A Vision-Based Fuzzy Control to Adjust Compression Speed for a Semi-Dieless Bellows-Forming
Department of Mechanical Engineering, Universitas Indonesia, Jakarta 16424, Indonesia
Department Mechanical and Bio-functional Systems, Tokyo University, Tokyo 153-8505, Japan
Department of Mechanical Systems Engineering, Tokyo Metropolitan University, Tokyo 192-0397, Japan
Author to whom correspondence should be addressed.
Metals 2020, 10(6), 720; https://doi.org/10.3390/met10060720
Received: 9 April 2020 / Revised: 19 April 2020 / Accepted: 29 April 2020 / Published: 28 May 2020
(This article belongs to the Special Issue Latest Hydroforming Technology of Metallic Tubes and Sheets)

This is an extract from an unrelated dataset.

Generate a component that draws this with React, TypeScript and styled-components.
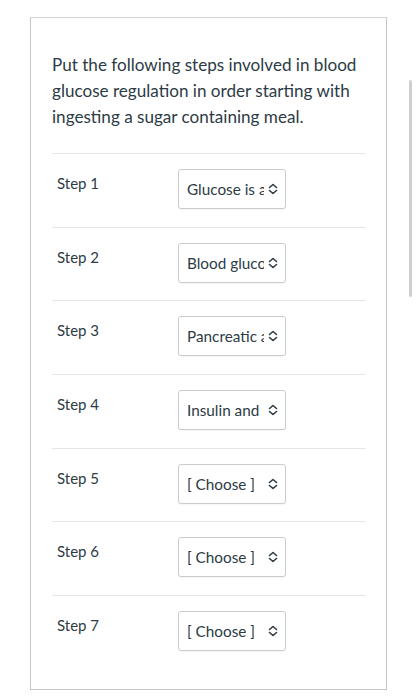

A novel semi-dieless bellows forming process with a local heating technique and axial compression has been initiated for the past years. However, this technique requires a high difficulty in maintaining the output quality due to its sensitivity to the processing conditions. The product quality mainly depends on not only the temperature distribution in the radial and axial direction but also the compression ratio during the semi-dieless bellows process. A finite element model has clarified that a variety of temperature produced by unstable heating or cooling will promote an unstable bellows formation. An adjustment to the compression speed is adequate to compensate for the effect of the variety of temperatures in the bellows formation. Therefore, it is necessary to apply a real-time process for this process to obtain accurate and precise bellows. In this paper, we are proposing a vision-based fuzzy control to control bellows formation. Since semi-dieless bellows forming is an unsteady and complex deformation process, the application of image processing technology is suitable for sensing the process because of the possible wide analysis area afforded by applying the multi-sectional measuring. A vision sensing algorithm is developed to monitor the bellows height from the captured images. An adaptive fuzzy has been verified to control bellows formation from 5 mm stainless steel tube in to bellows profile up to 7 mm bellows height, processing speed up to 0.66 mm/s. The adaptive fuzzy control system is capable of appropriately adjusting the compression speed by evaluating the bellows formation progress. Appropriate compression speed paths guide bellows formation following deformation references. The results show that the bellows shape accuracy between target and experiment increase become 99.5% under given processing ranges.